Preliminary Considerations and Potential Policy Approaches

The report concludes by outlining key considerations and potential policy approaches, emphasizing the need for a multi-faceted and internationally coordinated response:

Clarifying Legal Interpretations: There’s an urgent need for legal clarity on how existing IP laws, especially copyright exceptions, apply to AI training and data scraping. This includes defining “transformative use” in the AI context.
Facilitating Licensing Mechanisms: Promoting voluntary licensing frameworks is crucial to enable AI developers to legitimately acquire copyrighted data while ensuring fair compensation for rights holders. Collective licensing or data marketplaces could offer legal certainty.
Promoting Transparency and Traceability: Increased transparency in AI development, such as disclosing training data sources, is vital. Technical measures like watermarking or metadata could aid in tracing data origins, though implementation faces challenges. The OECD AI Principle 1.5, emphasizing accountability and traceability, is a guiding framework.

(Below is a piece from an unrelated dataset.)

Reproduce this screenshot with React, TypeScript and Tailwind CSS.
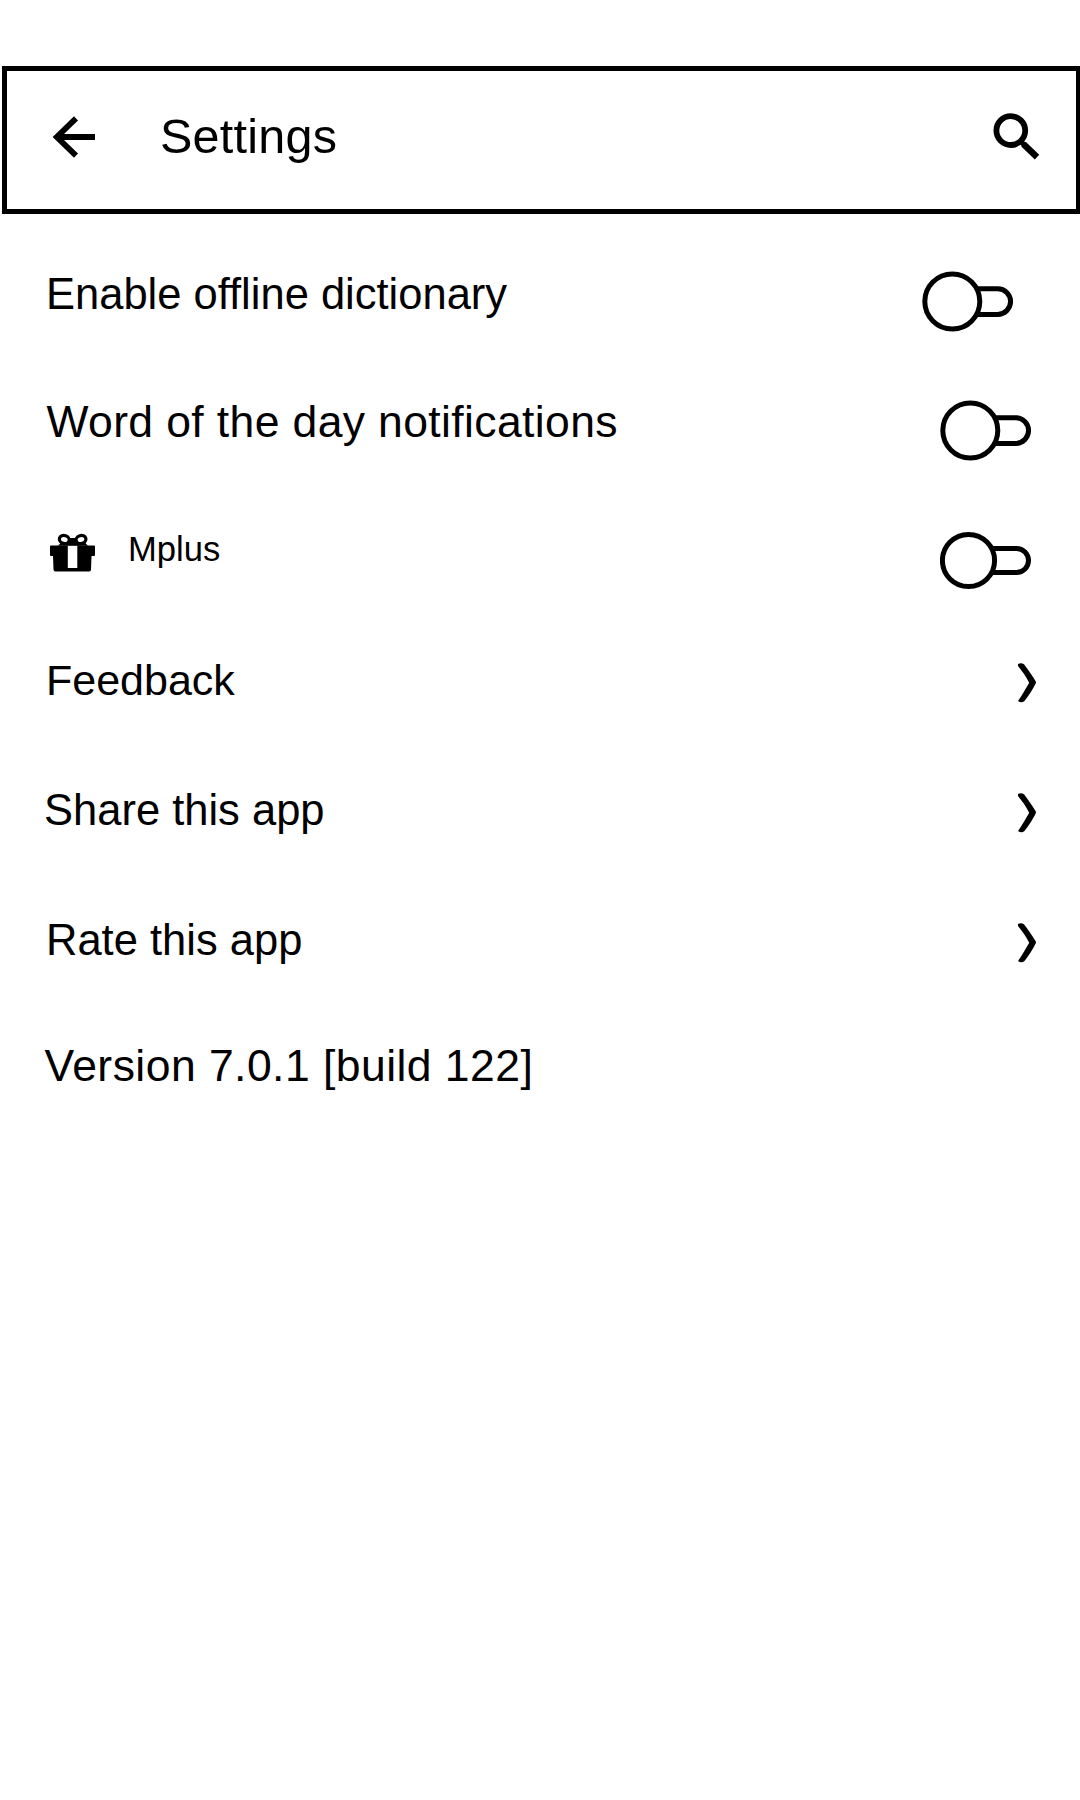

Revisiting Exceptions and Limitations (TDM): Policymakers should assess whether current TDM exceptions are adequate for generative AI, considering the balance between fostering innovation and protecting rights, and the efficacy of opt-out mechanisms.
International Cooperation: Given the global nature of AI and data flows, international collaboration is essential to prevent regulatory fragmentation and develop consistent approaches to IP in AI. This involves dialogue and sharing best practices among nations and international bodies.
Balancing Innovation and Protection: The overarching goal is to strike a delicate balance. Overly strict IP regimes could impede AI progress, while insufficient protection could undermine the creative industries vital for AI content. Policies must enable both technological advancement and a thriving creative ecosystem.